The annual general meeting and election of the executive committee for the next five-year term of the Kuils River Community Policing Forum (CPF) took place on Thursday 20 February.

CPF elections were due to take place in November last year but were cancelled across the province after the provincial police commissioner placed a moratorium on elections last October.

The moratorium, following a dispute between the Community Policing Board (CPB) of the Western Cape and the provincial department of community safety about legalities around directives issued by the department to regulate CPF elections, were recently lifted.

Col Jayce Naidoo, station commander of Kuils River police, said at the meeting the local police serve a large policing area of almost 40 square kilometres and a community of around 107 000 people.

The area consists of 45 suburbs and mini-suburbs and is split up into four sectors.

“We focus on a four-pillar approach to address crime reduction – back to basics, service delivery, partnerships, and a focussed approach.”

Naidoo touched on sector policing, leadership, performance management and the role of partnerships between the police and the CPF, armed response companies, neighbourhood watches and ward councillors, and the role of public participation programmes.

With regards to a focussed approach he mentioned high density operations conducted at crime hotspots and the aim to maximise resources together with the partners against crime.

Here the communication between neighbourhood watches and sector managers to identify hotspots and the analysis of crime patterns play a key role in intelligence-driven operations. 

Naidoo gave a brief comparison of crime reported over the past 10 months and the previous two financial years (from 1 April 2018). 

He said contact crimes are currently on the decrease, but common assault and assault with the intent to do grievously bodily harm are stubborn crime that are not coming down.

“These are difficult to police especially when it occurs in-house.” 

Property crime showed a small decrease, but there was a slight increase in residential burglaries and theft out of vehicles, said Naidoo. In the past 10 months 22 arrests were made for the illegal possession of firearms, mostly due to intelligence received, said Naidoo.

Naidoo said thus far 496 drug related cases have been reported.

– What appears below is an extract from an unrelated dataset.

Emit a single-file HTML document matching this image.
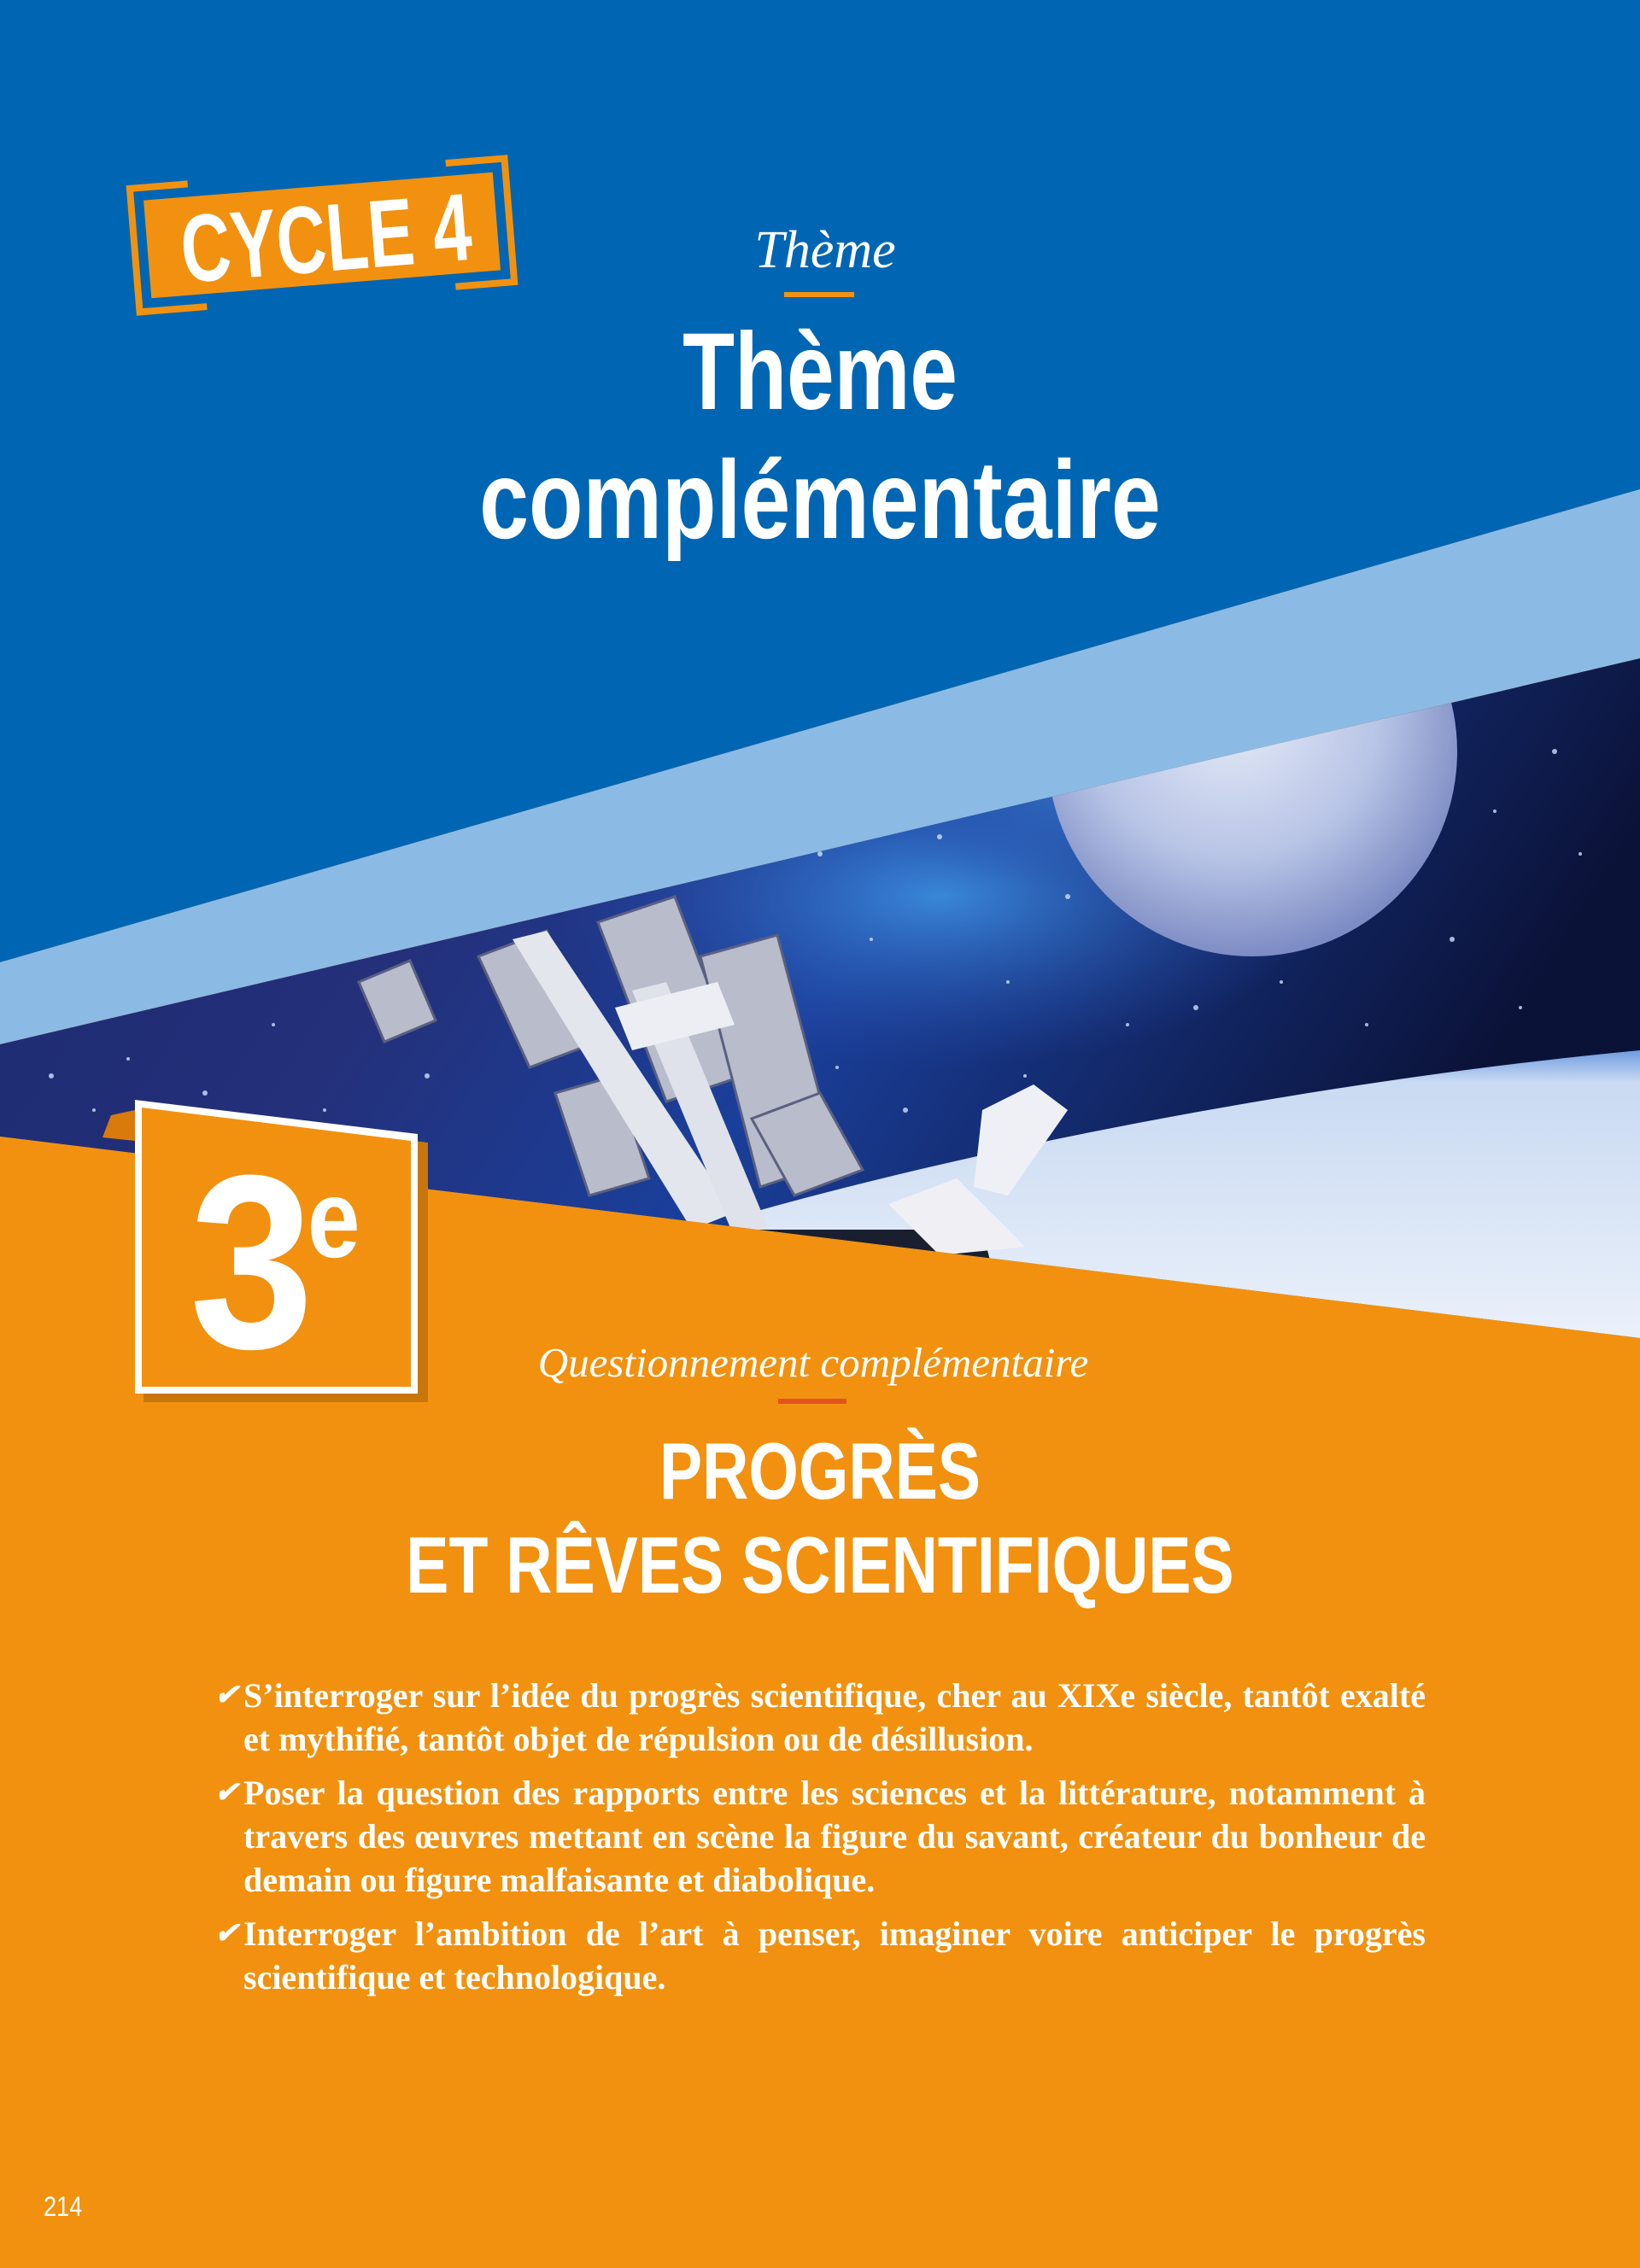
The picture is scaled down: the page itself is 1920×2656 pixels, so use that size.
<!DOCTYPE html>
<html><head><meta charset="utf-8">
<style>
html,body{margin:0;padding:0}
body{width:1920px;height:2656px;position:relative;overflow:hidden;background:#f2910f;font-family:"Liberation Sans",sans-serif}
.abs{position:absolute}
.cond{font-family:"Liberation Sans",sans-serif;font-weight:bold;color:#fff;white-space:nowrap}
.script{font-family:"Liberation Serif",serif;font-style:italic;color:#fff;white-space:nowrap}
.bul{position:absolute;left:285px;width:1384px;font-family:"Liberation Serif",serif;font-weight:bold;font-size:40px;line-height:51px;color:#fff;text-align:justify;text-align-last:left}
.bul .ck{position:absolute;left:-34px;top:0;font-size:34px;font-style:italic}
</style></head><body>
<svg class="abs" style="left:0;top:0" width="1920" height="2656" viewBox="0 0 1920 2656">
<defs>
<linearGradient id="sky" x1="0" y1="0" x2="1" y2="0.3">
<stop offset="0" stop-color="#1a2a6e"/><stop offset="0.35" stop-color="#24307a"/><stop offset="0.6" stop-color="#1a3f9a"/><stop offset="1" stop-color="#0b1238"/>
</linearGradient>
<radialGradient id="neb" cx="0.5" cy="0.5" r="0.5">
<stop offset="0" stop-color="#3d8fe0" stop-opacity="0.9"/><stop offset="1" stop-color="#2a4fb0" stop-opacity="0"/>
</radialGradient>
<radialGradient id="moon" cx="0.45" cy="0.4" r="0.6">
<stop offset="0" stop-color="#e6ecf8"/><stop offset="0.6" stop-color="#b8c4e6"/><stop offset="1" stop-color="#7d8cc4"/>
</radialGradient>
<linearGradient id="earth" x1="0" y1="0" x2="0" y2="1">
<stop offset="0" stop-color="#6f9be0"/><stop offset="0.1" stop-color="#c9daf2"/><stop offset="1" stop-color="#eef3fb"/>
</linearGradient>
<clipPath id="ph"><polygon points="0,1223 1920,771 1920,1567 0,1331"/></clipPath>
</defs>
<rect x="0" y="0" width="1920" height="2656" fill="#f2910f"/>
<polygon points="0,0 1920,0 1920,573 0,1127" fill="#0066b3"/>
<polygon points="0,1127 1920,573 1920,771 0,1223" fill="#8bbbe4"/>
<g clip-path="url(#ph)">
<rect x="0" y="700" width="1920" height="900" fill="url(#sky)"/>
<ellipse cx="1100" cy="1050" rx="450" ry="200" fill="url(#neb)"/>
<ellipse cx="1300" cy="900" rx="300" ry="150" fill="url(#neb)"/>
<g fill="#cfe0ff" opacity="0.8">
<circle cx="60" cy="1260" r="3"/><circle cx="150" cy="1240" r="2"/><circle cx="240" cy="1280" r="3"/><circle cx="320" cy="1200" r="2"/><circle cx="380" cy="1300" r="2"/><circle cx="110" cy="1300" r="2"/><circle cx="500" cy="1260" r="3"/><circle cx="960" cy="1000" r="3"/><circle cx="1020" cy="1100" r="2"/><circle cx="1100" cy="980" r="3"/><circle cx="1180" cy="1150" r="2"/><circle cx="1250" cy="1050" r="3"/><circle cx="1320" cy="1200" r="2"/><circle cx="1400" cy="1180" r="3"/><circle cx="1500" cy="1150" r="2"/><circle cx="1600" cy="1200" r="2"/><circle cx="1700" cy="1100" r="3"/><circle cx="1780" cy="1180" r="2"/><circle cx="1850" cy="1000" r="2"/><circle cx="1820" cy="880" r="3"/><circle cx="1750" cy="950" r="2"/><circle cx="980" cy="1250" r="2"/><circle cx="1060" cy="1300" r="3"/><circle cx="880" cy="1150" r="2"/><circle cx="1200" cy="1260" r="2"/>
</g>
<circle cx="1466" cy="880" r="240" fill="url(#moon)"/>
<path d="M880,1420 C1200,1330 1600,1260 1920,1230 L1920,1600 L880,1600Z" fill="url(#earth)"/>
<g fill="#b8bccb" stroke="#5a6080" stroke-width="3">
<polygon points="560,1120 640,1090 700,1220 620,1250"/>
<polygon points="420,1150 480,1125 510,1195 450,1220"/>
<polygon points="700,1080 790,1050 870,1260 780,1290"/>
<polygon points="820,1120 910,1095 980,1360 890,1390"/>
<polygon points="880,1310 960,1280 1010,1370 930,1400"/>
<polygon points="650,1280 720,1260 760,1380 690,1400"/>
</g>
<polygon points="600,1100 640,1090 860,1420 810,1440" fill="#e4e6ee"/>
<polygon points="740,1160 780,1150 900,1440 860,1450" fill="#dfe2ea"/>
<polygon points="720,1180 840,1150 860,1200 740,1230" fill="#eceef4"/>
<polygon points="880,1440 1150,1440 1160,1480 900,1480" fill="#1a1f30"/>
<polygon points="1040,1410 1120,1380 1200,1460 1100,1470" fill="#f0f0f4"/>
<polygon points="1150,1300 1210,1270 1250,1300 1180,1400 1140,1390" fill="#eef0f6"/>
</g>
<polygon points="0,1331 1920,1567 1920,2656 0,2656" fill="#f2910f"/>
<polygon points="130,1306 158,1300 158,1336 120,1332" fill="#d97a0c"/>
<!-- 3e box -->
<polygon points="168,1298 501,1338 501,1642 168,1642" fill="#c8760c"/>
<polygon points="158,1288 489,1328 489,1632 158,1632" fill="#fff"/>
<polygon points="166,1297 481,1336 481,1624 166,1624" fill="#f2910f"/>
<!-- cycle box -->
<g transform="rotate(-4.6 377 275)">
<rect x="172" y="218" width="410" height="115" fill="#f2910f"/>
<path d="M225,203 H157 V348 H236" fill="none" stroke="#f2910f" stroke-width="8"/>
<path d="M528,203 H597 V348 H528" fill="none" stroke="#f2910f" stroke-width="8"/>
</g>
<rect x="918" y="342" width="82" height="6" fill="#f2910f"/>
<rect x="911" y="1638" width="80" height="6" fill="#e2541b"/>
</svg>

<div class="abs cond" style="left:212px;top:238px;font-size:112px;line-height:110px;transform:rotate(-4.6deg) scaleX(0.72);transform-origin:0 50%">CYCLE 4</div>

<div class="abs script" style="left:0;width:1932px;text-align:center;top:258px;font-size:62px;line-height:70px">Thème</div>
<div class="abs cond" style="left:0;width:1920px;text-align:center;top:366px;font-size:128px;line-height:140px;transform:scaleX(0.78)">Thème</div>
<div class="abs cond" style="left:0;width:1920px;text-align:center;top:515px;font-size:130px;line-height:140px;transform:scaleX(0.8)">complémentaire</div>

<div class="abs cond" style="left:222px;top:1328px;font-size:290px;line-height:300px;transform:scaleX(0.9);transform-origin:0 0">3</div>
<div class="abs cond" style="left:360px;top:1362px;font-size:130px;line-height:130px;transform:scaleX(0.85);transform-origin:0 0">e</div>

<div class="abs script" style="left:0;width:1904px;text-align:center;top:1564px;font-size:49px;line-height:64px">Questionnement complémentaire</div>
<div class="abs cond" style="left:0;width:1920px;text-align:center;top:1670px;font-size:94px;line-height:106px;transform:scaleX(0.8)">PROGRÈS</div>
<div class="abs cond" style="left:0;width:1920px;text-align:center;top:1780px;font-size:94px;line-height:106px;transform:scaleX(0.8)">ET RÊVES SCIENTIFIQUES</div>

<div class="bul" style="top:1960px"><span class="ck">✔</span>S’interroger sur l’idée du progrès scientifique, cher au XIXe siècle, tantôt exalté et mythifié, tantôt objet de répulsion ou de désillusion.</div>
<div class="bul" style="top:2074px"><span class="ck">✔</span>Poser la question des rapports entre les sciences et la littérature, notamment à travers des œuvres mettant en scène la figure du savant, créateur du bonheur de demain ou figure malfaisante et diabolique.</div>
<div class="bul" style="top:2239px"><span class="ck">✔</span>Interroger l’ambition de l’art à penser, imaginer voire anticiper le progrès scientifique et technologique.</div>

<div class="abs" style="left:51px;top:2566px;font-size:32px;color:#fff;font-family:'Liberation Sans',sans-serif;transform:scaleX(0.85);transform-origin:0 0">214</div>
</body></html>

Kuils River police works in close partnership with both the provincial and the City of Cape Town’s traffic departments. In the past 10 months 232 people were arrested for drunken driving. 

On trio crimes, which include house robberies, business robberies, and car and truck jackings, Naidoo said they have seen an increase and this “could have been better.”

Naidoo thanked Dulcie Jansen for a great job done in the short period she stood in as interim CPF chair since October, and Claudio Daniels who were vice-chair, of the outgoing committee, as well as the provincial commissioner and the cluster commander for their support towards Kuils River police.

New chair

Clive Hendricks from Mabille Park, whose been the sector 2 subforum chair since 2018, was elected as the new CPF executive committee chair on Thursday.

Hendricks said his main aim as chair will be service to the sector forums and the neighbourhood watch organisations with an outcome-based perspective. 

“We need to improve the relationship between the community, organisations and the police. Synergy needs to be created between all the various role players to curb crime. The bottom line is the CPF should serve the community and not the other way around.”

Hendricks was born in Cape Town but spend most of his life in Beaufort West where he also matriculated. 

He returned to Cape Town in 2010 and have been living in Mabille Park since 2018. He says God and his family comes first.

“I love animals and people and have always been involved in community work.” 

Hendricks is married to Velma.

They have three children – Grant, Margo and Clive jnr, and five grandchildren who give them great joy, he says.

He is currently working in the banking industry but worked in various government departments for 18 years. 

“I am also a lay preacher and have been a licenced marriage officer for more than 20 years – currently at the New Apostolic Church in Sarepta.” 

Hendrick says he does not tolerate chaos and the rights of those less fortunate are very important to him.